Thursday, 5 April 2012


Foundational Skills - The most important thing to develop via training is a solid basis of striking. We can break down striking into ranges. Many arts and systems list many ranges. For ease we will think about kicking range, punching, range, close range and grappling. There are others to consider such as projectile and trapping range however, in the early stages keep it simple for the trainee. So long range is where we can use our kicks. They can keep us safe with distance however, leave us little room for much else unless we use constant forward pressure or understand bridging principles. Medium or punching range is where our boxing skills come into there own. So we can punch effectively but generally speaking are too close to kick, exceptions being oblique kicks which we normally use to defend a regular front kick however, we can destroy a knee with these if we are working in close. Then we have close range where we utilise out knee and elbow strikes and concentrate on our clinch work. Now this range is where we exploit the skills that most other people don't have and simply can't operate at. It's a good range to be in but can dangerous as well. You need to think about how to navigate there safely. Simply bounding in works great in training however taking punishment and then realising you have to face more than one opponent isn't wise. Another strong reason to work on your conditioning as you don't want to gas to early. Consider your elevated heart rate and the effects of adrenaline on the body and the fear. You need to be able to make good decisions and fast and not ones that will put you in further harm.

Developing Skills - Consider your footwork in class. Think about a strong base and how to move effectively and consider that there will be more than one opponent and also we are not in a ring, There are objects to fall over and uneven ground. When you finish an engagement and "scan the area" sweep the area don't just leap back 6 feet looking about. You've maybe leap into other people, fallen into traffic. Think about the tactical element.

Build your striking up slowly. Pads and the heavy bag don't move. They each bring out attributes when training with them. People don't want to get hit so its more difficult in real life to get a good solid shot in there. Smooth is fast, so build up your different striking combinations and work fluidly. Think about your torque and angling and once you have it all down smooth get more power in there. Always think off speed versus power and in the end the speed = power.

Sparring - Sparring can help in that it lets you know it hurts to get hit. You can see what techniques may or may not work for you. At the end of the day its a piece of the puzzle. Sparring isn't real, you both know the same techniques, and often the people sparring will not attack as frequently as someone in an encounter. In real life people rush in, hoping to end it quickly. In sparring, people are more tactical. That's just the nature of the game. Of course you can control a lot of this as an instructor by placing rules in the spring however, it takes time to build up and we are looking for a quick fix here.
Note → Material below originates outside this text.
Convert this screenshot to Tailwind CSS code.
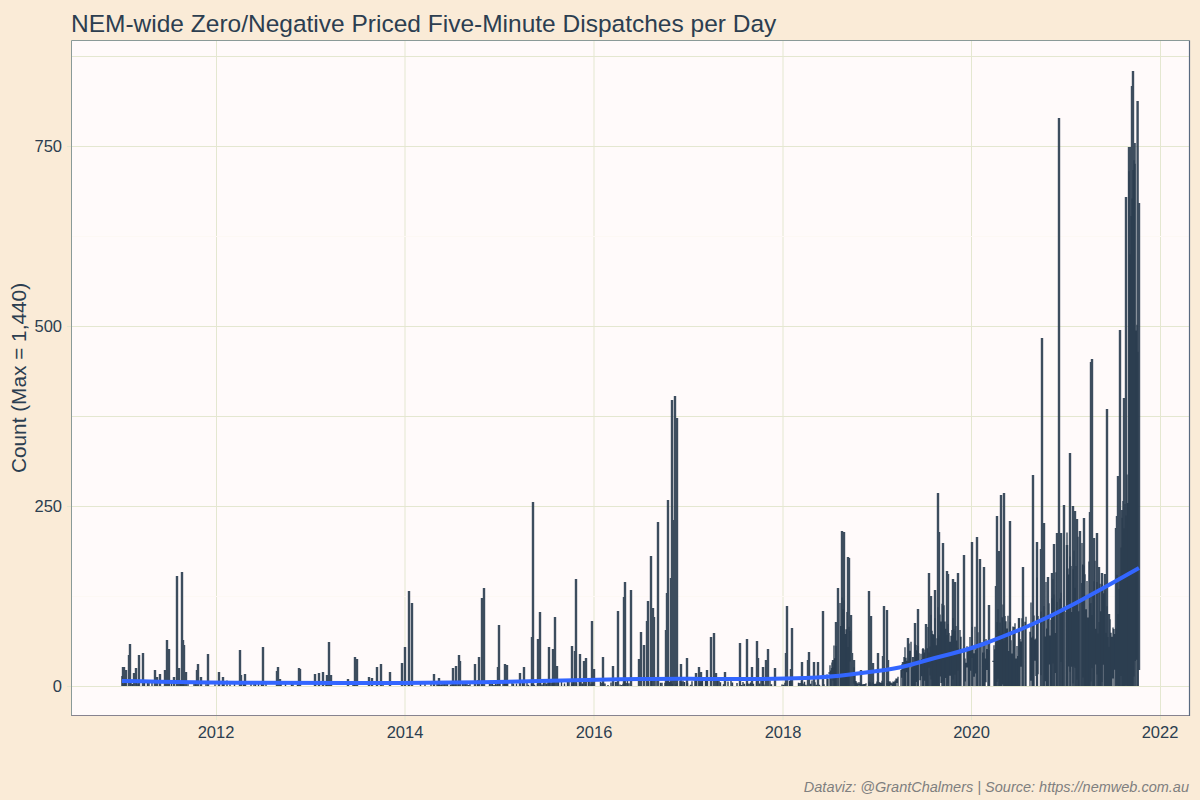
<!DOCTYPE html>
<html lang="en">
<head>
    <meta charset="UTF-8">
    <meta name="viewport" content="width=device-width, initial-scale=1.0">
    <title>NEM-wide Zero/Negative Priced Five-Minute Dispatches per Day</title>
    <script src="https://cdn.jsdelivr.net/npm/@tailwindcss/browser@4"></script>
</head>
<body class="bg-[#faebd7] font-['Liberation_Sans',Arial,sans-serif] text-[#2c3e50]">
    <div class="w-[1200px] h-[800px] flex flex-col overflow-hidden">
        <h1 class="h-[40px] pl-[71px] pt-[8px] text-[24.5px] leading-[32px] font-normal">NEM-wide Zero/Negative Priced Five-Minute Dispatches per Day</h1>

        <svg class="block w-[1200px] h-[720px]" viewBox="0 40 1200 720" xmlns="http://www.w3.org/2000/svg">
            <!-- panel -->
            <rect x="71.5" y="40.5" width="1118" height="675" fill="#fffafa"/>

            <!-- grid -->
            <g stroke="#e4e7d0" stroke-width="1" fill="none">
                <path d="M72 56.5H1189M72 146.5H1189M72 326.5H1189M72 416.5H1189M72 506.5H1189M72 686.5H1189"/>
                <path d="M216.5 41V715M405 41V715M594 41V715M783 41V715M971.5 41V715M1160.5 41V715"/>
                <path d="M67 146.5H71M67 326.5H71M67 506.5H71M67 686.5H71"/>
                <path d="M216.5 716V720M405 716V720M594 716V720M783 716V720M971.5 716V720M1160.5 716V720"/>
            </g>
            <path d="M72 236.5H1189M72 596.5H1189" stroke="#fdf8f4" stroke-width="1"/>

            <!-- series, filled in by the script below -->
            <path id="body" fill="none" stroke="#2c3e50" stroke-width="1.3"/>
            <path id="noise" fill="none" stroke="#2c3e50" stroke-width="1.4"/>
            <path id="spikes" fill="none" stroke="#2c3e50" stroke-opacity="0.92" stroke-width="2.4"/>
            <path id="trend" fill="none" stroke="#3366ff" stroke-width="4" stroke-linejoin="round"/>

            <!-- panel border -->
            <path d="M71.5 716V40.5H1189.5" fill="none" stroke="#8a9a98" stroke-width="1"/>
            <path d="M71.5 715.5H1189.5" fill="none" stroke="#87838f" stroke-width="1.2"/>
            <path d="M1189.5 40.5V716" fill="none" stroke="#5a6a80" stroke-width="1.2"/>

            <!-- y axis -->
            <g class="fill-[#2c3e50] text-[16.5px]" text-anchor="end">
                <text x="62" y="152">750</text>
                <text x="62" y="332">500</text>
                <text x="62" y="512">250</text>
                <text x="62" y="692">0</text>
            </g>
            <text class="fill-[#2c3e50] text-[20.8px]" text-anchor="middle" transform="translate(25.5 378) rotate(-90)">Count (Max = 1,440)</text>

            <!-- x axis -->
            <g class="fill-[#2c3e50] text-[16.5px]" text-anchor="middle">
                <text x="216" y="738">2012</text>
                <text x="405" y="738">2014</text>
                <text x="594" y="738">2016</text>
                <text x="783" y="738">2018</text>
                <text x="971.5" y="738">2020</text>
                <text x="1160" y="738">2022</text>
            </g>
        </svg>

        <div class="h-[40px] pr-[11px] pt-[18px] text-right text-[14.5px] leading-[18px] italic text-[#7f7f7f]">Dataviz: @GrantChalmers | Source: https://nemweb.com.au</div>
    </div>

    <script>
        const ZERO = 686;

        // x pixel, y pixel of the top of each visible spike
        const peaks = [
            [123,667],[124,667],[126,670],[129,655],[130,644],[134,673],[136,668],[139,655],[143,653],[155,670],[157,677],[160,674],[165,670],[167,640],[169,649],[174,677],[177,576],[179,668],[182,572],[183,640],[184,645],[186,672],[197,670],[198,664],[201,677],[208,654],[219,672],[223,677],[240,650],[241,675],[245,674],[263,647],[277,671],[278,667],[280,679],[299,668],[300,669],[315,674],[319,673],[323,672],[327,675],[329,642],[331,675],[348,679],[355,657],[357,659],[369,677],[372,678],[377,667],[381,664],[390,672],
            [402,663],[405,647],[409,591],[412,603],[434,674],[439,678],[453,668],[456,666],[459,655],[460,661],[475,664],[479,657],[482,598],[484,588],[498,667],[499,625],[505,664],[507,665],[520,673],[524,667],[532,637],[533,502],[538,639],[540,612],[549,647],[553,649],[555,617],[557,666],[572,646],[575,651],[576,579],[580,654],[584,661],[586,658],[592,621],[594,669],[603,657],[613,666],[618,611],[624,597],[625,582],[631,590],[639,659],[641,632],[644,645],[647,621],[648,601],[651,556],[653,608],[654,617],[658,522],[666,630],[667,593],[668,500],[671,578],[672,400],[673,520],[675,396],[677,418],[681,664],[687,658],[696,673],[699,667],
            [701,672],[707,670],[711,637],[714,633],[716,673],[725,672],[740,643],[747,639],[752,667],[757,641],[758,658],[763,667],[766,660],[768,649],[775,668],[786,653],[787,606],[791,669],[792,628],[802,662],[808,660],[809,652],[814,662],[818,662],[823,611],[832,668],[833,660],[836,622],[838,588],[842,531],[844,532],[848,557],[849,558],[851,615],[852,653],[854,660],[861,670],[869,591],[871,616],[873,663],[878,653],[883,656],[884,606],[887,610],[888,660],[903,662],[908,638],[913,657],[915,623],[918,609],[923,649],[926,624],[929,573],[931,596],[934,636],[935,590],[938,493],[939,532],[943,543],[947,571],[948,574],[953,579],[955,582],[958,573],[964,555],[972,542],[977,537],[980,559],[984,567],[989,605],[996,586],[997,516],[999,551],
            [1001,495],[1004,493],[1010,521],[1014,627],[1019,618],[1023,567],[1033,475],[1037,542],[1041,549],[1042,338],[1044,523],[1048,577],[1052,573],[1054,544],[1057,533],[1059,118],[1061,533],[1064,505],[1067,545],[1070,453],[1073,506],[1075,511],[1077,519],[1080,531],[1082,583],[1084,518],[1090,512],[1091,362],[1092,359],[1094,538],[1097,533],[1099,567],[1102,573],[1105,574],[1107,409],[1109,614],[1116,528],[1117,516],[1118,476],[1120,330],[1122,510],[1124,398],[1126,197],[1129,147],[1131,147],[1132,86],[1133,71],[1134.6,143],[1137.6,101]
        ];

        // rough top of the solid mass of bars, left to right
        const envelope = [
            [825,684],[830,660],[835,640],[840,600],[845,590],[850,610],[853,655],[856,680],[860,682],[895,680],[900,672],[905,640],[925,640],[930,610],[935,615],[940,590],[950,610],[960,625],[965,640],[970,625],[980,615],[990,645],[995,625],[1000,590],[1005,600],[1015,620],[1030,610],[1033,580],[1040,565],[1045,580],[1050,585],[1060,545],[1070,525],[1080,535],[1090,550],[1100,570],[1110,610],[1116,565],[1120,530],[1125,480],[1128,460],[1129,147],[1135,150],[1135.5,272],[1139,280]
        ];

        const trend = [
            [122,681],[200,682.5],[300,683],[400,683],[500,682],[600,679.5],[680,678.5],[700,679],[780,679],[830,677],[870,672],[900,668],[934,658],[967,650],[1000,638],[1050,617],[1100,590],[1139,568]
        ];

        let seed = 1234;
        function rnd() {
            seed = (seed * 16807) % 2147483647;
            return seed / 2147483647;
        }

        function envAt(x) {
            for (let i = 1; i < envelope.length; i++) {
                const a = envelope[i - 1], b = envelope[i];
                if (x <= b[0]) return a[1] + (b[1] - a[1]) * (x - a[0]) / (b[0] - a[0]);
            }
            return ZERO;
        }

        let spikes = '';
        peaks.forEach(p => { spikes += `M${p[0]} ${ZERO}V${p[1]}`; });
        // last days of the series stop short of zero
        spikes += 'M1139 670V203';
        document.getElementById('spikes').setAttribute('d', spikes);

        let body = '';
        for (let x = 825; x < 1139; x++) {
            // leave a slit now and then, as in the real data
            if (x < 1122 && rnd() < 0.09) { x += 1 + Math.floor(rnd() * 2); continue; }
            const h = ZERO - envAt(x);
            const top = ZERO - h * (x < 1122 ? 0.4 + 0.6 * rnd() : 0.8 + 0.2 * rnd());
            const bottom = rnd() < 0.3 ? ZERO - Math.min(h * 0.6, 28) * rnd() : ZERO;
            body += `M${x} ${bottom.toFixed(1)}V${top.toFixed(1)}`;
        }
        document.getElementById('body').setAttribute('d', body);

        // low counts along the axis
        let noise = 'M122 686V676';
        for (let x = 122; x < 825; x += 1.5) {
            if (rnd() < (x < 430 ? 0.25 : 0.6)) {
                noise += `M${x} 686V${(685 - 5 * rnd()).toFixed(1)}`;
            }
        }
        document.getElementById('noise').setAttribute('d', noise);

        // smooth the trend through the midpoints of its points
        let d = `M${trend[0][0]} ${trend[0][1]}`;
        for (let i = 1; i < trend.length - 1; i++) {
            const mx = (trend[i][0] + trend[i + 1][0]) / 2, my = (trend[i][1] + trend[i + 1][1]) / 2;
            d += `Q${trend[i][0]} ${trend[i][1]} ${mx} ${my}`;
        }
        d += `L${trend[trend.length - 1].join(' ')}`;
        document.getElementById('trend').setAttribute('d', d);
    </script>
</body>
</html>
Techniques or Tools - Techniques are often said to be vehicles to student retention. Something that we buy into to keep us interested as we like a bit of flash. There are principles we can take from them however the real meat of the training is the tools. And we mean striking tools such as hammer strikes, closed fist, palm heels, kicks, knees and elbows. There are many more but its the tool we are considering. So if you have a solid skill set of striking then the requirement for techniques becomes less. You can deal with most situations through tactical awareness and good striking. Think of the techniques as the cake icing and concentrate more on the tool development. If you think this is boring, feel sorry for a boxer who has less tools than us and not many techniques and has to train day after day for years! Techniques aren't bad I am just saying to make yourself better concentrate more on the striking and it will give you the confidence and ability to deal with most situations.
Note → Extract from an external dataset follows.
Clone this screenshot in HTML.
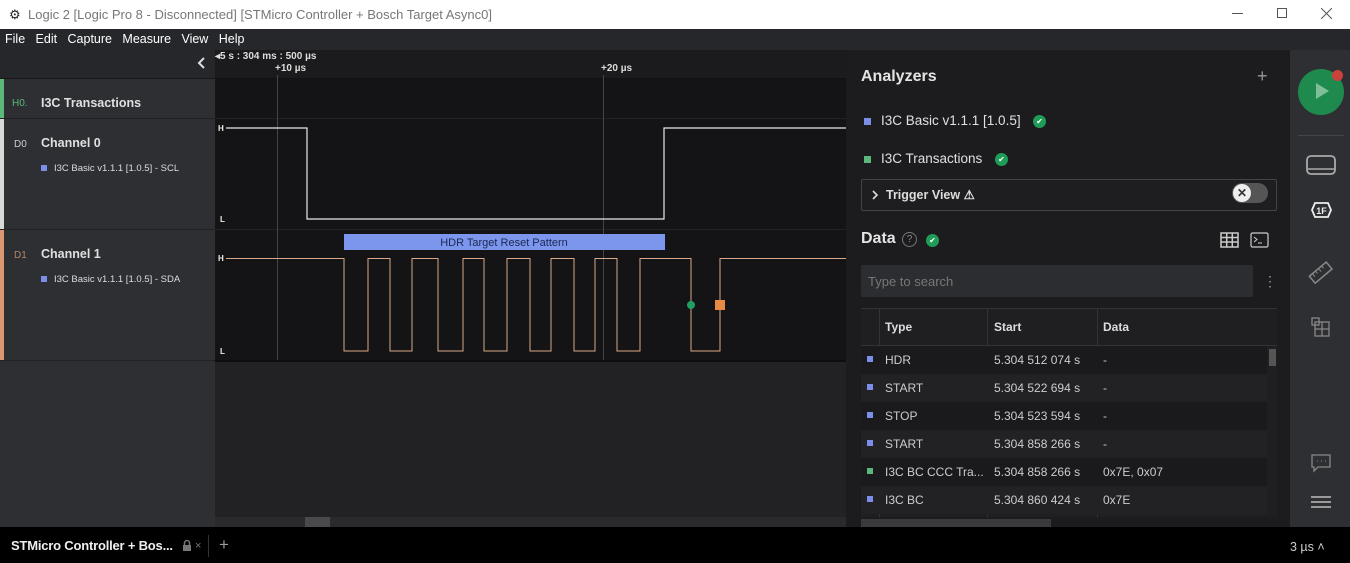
<!DOCTYPE html>
<html><head><meta charset="utf-8"><style>
*{margin:0;padding:0;box-sizing:border-box}
body{width:1350px;height:563px;overflow:hidden;background:#1c1c1e;font-family:"Liberation Sans",sans-serif;position:relative;color:#ddd}
.a{position:absolute}
.b{font-weight:bold}
</style></head><body>
<!-- title bar -->
<div class="a" style="left:0;top:0;width:1350px;height:29px;background:#fff"></div>
<div class="a" style="left:9px;top:7px;font-size:13px;color:#222">⚙</div>
<div class="a" style="left:28px;top:7px;font-size:13px;color:#777">Logic 2 [Logic Pro 8 - Disconnected] [STMicro Controller + Bosch Target Async0]</div>
<div class="a" style="left:1232px;top:13px;width:11px;height:1px;background:#555"></div>
<div class="a" style="left:1277px;top:8px;width:10px;height:10px;border:1px solid #555"></div>
<svg class="a" style="left:1321px;top:8px" width="11" height="11"><path d="M0 0L11 11M11 0L0 11" stroke="#555" stroke-width="1"/></svg>
<!-- menu -->
<div class="a" style="left:0;top:29px;width:1350px;height:21px;background:#26272b"></div>
<div class="a" style="left:5px;top:32px;font-size:12.5px;color:#fff">File&nbsp;&nbsp; Edit&nbsp;&nbsp; Capture&nbsp;&nbsp; Measure&nbsp;&nbsp; View&nbsp;&nbsp; Help</div>
<!-- left panel -->
<div class="a" style="left:0;top:50px;width:215px;height:477px;background:#2e2f33"></div>
<div class="a" style="left:0;top:50px;width:215px;height:29px;background:#26272b;border-bottom:1px solid #18181a"></div>
<svg class="a" style="left:197px;top:57px" width="10" height="12"><path d="M7 1L2 6l5 5" stroke="#ddd" stroke-width="2" fill="none"/></svg>
<div class="a" style="left:0;top:79px;width:4px;height:39px;background:#5cb87a"></div>
<div class="a" style="left:0;top:118px;width:215px;height:1px;background:#222"></div>
<div class="a" style="left:12px;top:98px;font-size:10px;color:#5cb87a">H0.</div>
<div class="a b" style="left:41px;top:96px;font-size:12.5px;color:#e0e0e0">I3C Transactions</div>
<div class="a" style="left:0;top:119px;width:4px;height:110px;background:#d8d8d8"></div>
<div class="a" style="left:0;top:229px;width:215px;height:1px;background:#222"></div>
<div class="a" style="left:14px;top:139px;font-size:10px;color:#ccc">D0</div>
<div class="a b" style="left:41px;top:136px;font-size:12.5px;color:#e0e0e0">Channel 0</div>
<div class="a" style="left:41px;top:165px;width:6px;height:6px;background:#7c8fe8"></div>
<div class="a" style="left:54px;top:163px;font-size:9.5px;color:#ddd">I3C Basic v1.1.1 [1.0.5] - SCL</div>
<div class="a" style="left:0;top:230px;width:4px;height:130px;background:#d99870"></div>
<div class="a" style="left:0;top:360px;width:215px;height:1px;background:#222"></div>
<div class="a" style="left:14px;top:250px;font-size:10px;color:#b08868">D1</div>
<div class="a b" style="left:41px;top:247px;font-size:12.5px;color:#e0e0e0">Channel 1</div>
<div class="a" style="left:41px;top:276px;width:6px;height:6px;background:#7c8fe8"></div>
<div class="a" style="left:54px;top:274px;font-size:9.5px;color:#ddd">I3C Basic v1.1.1 [1.0.5] - SDA</div>
<!-- waveform area -->
<div class="a" style="left:215px;top:50px;width:631px;height:477px;background:#222224"></div>
<div class="a" style="left:215px;top:50px;width:631px;height:29px;background:#1b1b1d;border-bottom:1px solid #111"></div>
<div class="a" style="left:215px;top:79px;width:631px;height:281px;background:#141416"></div>
<div class="a" style="left:215px;top:118px;width:631px;height:1px;background:#222"></div>
<div class="a" style="left:215px;top:229px;width:631px;height:1px;background:#222"></div>
<div class="a" style="left:215px;top:360px;width:631px;height:2px;background:#0e0e0e"></div>
<div class="a b" style="left:215px;top:51px;font-size:10px;color:#ddd">◂5 s : 304 ms : 500 µs</div>
<div class="a b" style="left:274px;top:63px;font-size:10px;color:#ddd;background:#1b1b1d;padding:0 1px">+10 µs</div>
<div class="a b" style="left:600px;top:63px;font-size:10px;color:#ddd;background:#1b1b1d;padding:0 1px">+20 µs</div>
<svg class="a" style="left:0;top:0" width="846" height="527">
<line x1="277.5" y1="75" x2="277.5" y2="360" stroke="#444" />
<line x1="603.5" y1="75" x2="603.5" y2="360" stroke="#444"/>
<polyline fill="none" stroke="#e8e8e8" stroke-width="1.2" points="226,128 307,128 307,219 664,219 664,128 846,128"/>
<rect x="344" y="234" width="321" height="16" fill="#7c96ee"/>
<text x="504" y="246" font-size="11" fill="#1c2850" text-anchor="middle" font-family="Liberation Sans">HDR Target Reset Pattern</text>
<polyline fill="none" stroke="#d8a888" stroke-width="1" points="226,258.5 344,258.5 344,351 368,351 368,258.5 390,258.5 390,351 412,351 412,258.5 438,258.5 438,351 463,351 463,258.5 484,258.5 484,351 507,351 507,258.5 530,258.5 530,351 551,351 551,258.5 574,258.5 574,351 595,351 595,258.5 617,258.5 617,351 640,351 640,258.5 691,258.5 691,351 720,351 720,258.5 846,258.5"/>
<circle cx="691" cy="305" r="4" fill="#1fa060"/>
<rect x="715" y="300" width="10" height="10" fill="#e88a44"/>
<text x="218" y="131" font-size="8" fill="#eee" font-weight="bold" font-family="Liberation Sans">H</text>
<text x="220" y="222" font-size="8" fill="#eee" font-weight="bold" font-family="Liberation Sans">L</text>
<text x="218" y="261" font-size="8" fill="#eee" font-weight="bold" font-family="Liberation Sans">H</text>
<text x="220" y="354" font-size="8" fill="#eee" font-weight="bold" font-family="Liberation Sans">L</text>
</svg>
<div class="a" style="left:215px;top:517px;width:631px;height:10px;background:#2a2a2c"></div>
<div class="a" style="left:305px;top:517px;width:25px;height:10px;background:#4a4a4c"></div>
<!-- right panel -->
<div class="a b" style="left:861px;top:68px;font-size:16px;color:#e4e4e4">Analyzers</div>
<div class="a" style="left:1257px;top:66px;font-size:18px;color:#999">+</div>
<div class="a" style="left:864px;top:118px;width:7px;height:7px;background:#7c8fe8"></div>
<div class="a" style="left:881px;top:113px;font-size:13.5px;color:#e0e0e0">I3C Basic v1.1.1 [1.0.5]</div>
<div class="a" style="left:1033px;top:115px;width:13px;height:13px;border-radius:50%;background:#1f9d58;color:#fff;font-size:8px;text-align:center;line-height:13px">✔</div>
<div class="a" style="left:864px;top:156px;width:7px;height:7px;background:#5cb87a"></div>
<div class="a" style="left:881px;top:151px;font-size:13.5px;color:#e0e0e0">I3C Transactions</div>
<div class="a" style="left:995px;top:153px;width:13px;height:13px;border-radius:50%;background:#1f9d58;color:#fff;font-size:8px;text-align:center;line-height:13px">✔</div>
<div class="a" style="left:861px;top:179px;width:416px;height:32px;border:1px solid #444;border-radius:2px;background:#1e1e20"></div>
<svg class="a" style="left:871px;top:190px" width="8" height="10"><path d="M2 1l4 4-4 4" stroke="#ddd" stroke-width="1.6" fill="none"/></svg>
<div class="a b" style="left:886px;top:187px;font-size:12.5px;color:#ddd">Trigger View ⚠</div>
<div class="a" style="left:1232px;top:183px;width:36px;height:20px;border-radius:10px;background:#555"></div>
<div class="a" style="left:1233px;top:184px;width:18px;height:18px;border-radius:50%;background:#eee;color:#333;font-size:12px;text-align:center;line-height:18px;font-weight:bold">✕</div>
<div class="a b" style="left:861px;top:230px;font-size:16px;color:#e4e4e4">Data</div>
<div class="a" style="left:902px;top:232px;width:15px;height:15px;border-radius:50%;border:1px solid #777;color:#888;font-size:10px;text-align:center;line-height:13px">?</div>
<div class="a" style="left:926px;top:234px;width:13px;height:13px;border-radius:50%;background:#1f9d58;color:#fff;font-size:8px;text-align:center;line-height:13px">✔</div>
<svg class="a" style="left:1220px;top:232px" width="60" height="18"><rect x="1" y="1" width="17" height="14" fill="none" stroke="#ccc" stroke-width="1.5"/><path d="M1 5.5H18M1 10H18M6.7 1V15M12.3 1V15" stroke="#ccc" stroke-width="1.5"/><rect x="31" y="1" width="17" height="14" rx="1.5" fill="none" stroke="#ccc" stroke-width="1.2"/><path d="M34 5l3 2.5-3 2.5M38 11h4" stroke="#ccc" fill="none"/></svg>
<div class="a" style="left:861px;top:265px;width:392px;height:32px;background:#2c2d30;border-radius:2px"></div>
<div class="a" style="left:868px;top:274px;font-size:13px;color:#777">Type to search</div>
<div class="a" style="left:1263px;top:273px;font-size:14px;color:#999">⋮</div>
<!-- table -->
<div class="a" style="left:861px;top:308px;width:416px;height:209px;background:#1f1f21;border-top:1px solid #333"></div>
<div class="a" style="left:861px;top:345px;width:416px;height:1px;background:#333"></div>
<div class="a" style="left:879px;top:309px;width:1px;height:208px;background:#333"></div>
<div class="a" style="left:987px;top:309px;width:1px;height:208px;background:#333"></div>
<div class="a" style="left:1097px;top:309px;width:1px;height:208px;background:#333"></div>
<div class="a b" style="left:885px;top:320px;font-size:12px;color:#ddd">Type</div>
<div class="a b" style="left:994px;top:320px;font-size:12px;color:#ddd">Start</div>
<div class="a b" style="left:1103px;top:320px;font-size:12px;color:#ddd">Data</div>
<div style="position:absolute;left:861px;top:346px;width:406px;font-size:12px;color:#ccc">
<div style="height:28px;position:relative;background:#1a1a1c"><span class="a" style="left:6px;top:10px;width:6px;height:6px;background:#7c8fe8"></span><span class="a" style="left:24px;top:7px">HDR</span><span class="a" style="left:133px;top:7px">5.304 512 074 s</span><span class="a" style="left:242px;top:7px">-</span></div>
<div style="height:28px;position:relative;background:#222225"><span class="a" style="left:6px;top:10px;width:6px;height:6px;background:#7c8fe8"></span><span class="a" style="left:24px;top:7px">START</span><span class="a" style="left:133px;top:7px">5.304 522 694 s</span><span class="a" style="left:242px;top:7px">-</span></div>
<div style="height:28px;position:relative;background:#1a1a1c"><span class="a" style="left:6px;top:10px;width:6px;height:6px;background:#7c8fe8"></span><span class="a" style="left:24px;top:7px">STOP</span><span class="a" style="left:133px;top:7px">5.304 523 594 s</span><span class="a" style="left:242px;top:7px">-</span></div>
<div style="height:28px;position:relative;background:#222225"><span class="a" style="left:6px;top:10px;width:6px;height:6px;background:#7c8fe8"></span><span class="a" style="left:24px;top:7px">START</span><span class="a" style="left:133px;top:7px">5.304 858 266 s</span><span class="a" style="left:242px;top:7px">-</span></div>
<div style="height:28px;position:relative;background:#1a1a1c"><span class="a" style="left:6px;top:10px;width:6px;height:6px;background:#5cb87a"></span><span class="a" style="left:24px;top:7px">I3C BC CCC Tra...</span><span class="a" style="left:133px;top:7px">5.304 858 266 s</span><span class="a" style="left:242px;top:7px">0x7E, 0x07</span></div>
<div style="height:28px;position:relative;background:#222225"><span class="a" style="left:6px;top:10px;width:6px;height:6px;background:#7c8fe8"></span><span class="a" style="left:24px;top:7px">I3C BC</span><span class="a" style="left:133px;top:7px">5.304 860 424 s</span><span class="a" style="left:242px;top:7px">0x7E</span></div>
</div>
<div class="a" style="left:1269px;top:349px;width:7px;height:17px;background:#555"></div>
<div class="a" style="left:861px;top:519px;width:190px;height:8px;background:#3a3a3c"></div>
<!-- sidebar -->
<div class="a" style="left:1290px;top:50px;width:60px;height:477px;background:#2e2f33"></div>
<div class="a" style="left:1298px;top:69px;width:46px;height:46px;border-radius:50%;background:#1f8a4e"></div>
<div class="a" style="left:1316px;top:83px;width:0;height:0;border-left:13px solid #7fbf98;border-top:8px solid transparent;border-bottom:8px solid transparent"></div>
<div class="a" style="left:1332px;top:70px;width:11px;height:11px;border-radius:50%;background:#c9423c"></div>
<div class="a" style="left:1298px;top:135px;width:46px;height:1px;background:#444"></div>
<svg class="a" style="left:1300px;top:150px" width="44" height="210">
<rect x="7" y="6" width="28" height="18" rx="4" fill="none" stroke="#aaa" stroke-width="1.8"/><path d="M8 19H34" stroke="#aaa" stroke-width="1.5"/>
<path d="M12 60l3-7h13l3 7-3 7H15z" fill="none" stroke="#eee" stroke-width="1.8"/><text x="21.5" y="64" font-size="9" fill="#eee" font-weight="bold" text-anchor="middle" font-family="Liberation Sans">1F</text>
<g transform="rotate(-40 21 123)"><rect x="10" y="118" width="22" height="9" fill="none" stroke="#888" stroke-width="1.5"/><path d="M14 118v4M18 118v3M22 118v4M26 118v3" stroke="#888"/></g>
<rect x="12" y="168" width="7" height="7" fill="none" stroke="#888" stroke-width="1.3"/><rect x="15" y="172" width="14" height="14" fill="none" stroke="#888" stroke-width="1.3"/><path d="M22 172v14M15 179h14" stroke="#888" stroke-width="1.3"/>
</svg>
<svg class="a" style="left:1310px;top:453px" width="24" height="60"><path d="M2 2h18v12H8l-4 4v-4H2z" fill="none" stroke="#888" stroke-width="1.3"/><path d="M7 8h1M11 8h1M15 8h1" stroke="#888"/><path d="M1 44h20M1 49h20M1 54h20" stroke="#999" stroke-width="2"/></svg>
<!-- bottom bar -->
<div class="a" style="left:0;top:527px;width:1350px;height:36px;background:#000"></div>
<div class="a b" style="left:11px;top:538px;font-size:13px;color:#eee;letter-spacing:-0.2px">STMicro Controller + Bos...</div>
<svg class="a" style="left:182px;top:539px" width="10" height="13"><path d="M2.5 6V4a2.5 2.5 0 0 1 5 0v2" stroke="#777" stroke-width="1.5" fill="none"/><rect x="1" y="6" width="8" height="6" fill="#777"/></svg>
<div class="a" style="left:195px;top:540px;font-size:11px;color:#777">×</div>
<div class="a" style="left:208px;top:535px;width:1px;height:22px;background:#333"></div>
<div class="a" style="left:219px;top:535px;font-size:17px;color:#999">+</div>
<div class="a" style="left:1290px;top:540px;font-size:12.5px;color:#ccc">3 µs ˄</div>
</body></html>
How can I improve - In class we work the pads at every session. At home, think about shadow boxing. Why not come along and train in one of the kickboxing classes. This is where your skills will really improve. The boxing and kicking syllabus comes from the material in this class. Some of the guys have already started the cross training and you can see how much they have improved. You can pay per class or if you are on the gold package it is included. Do not neglect this area of your training as it's fundamental and key to your future development.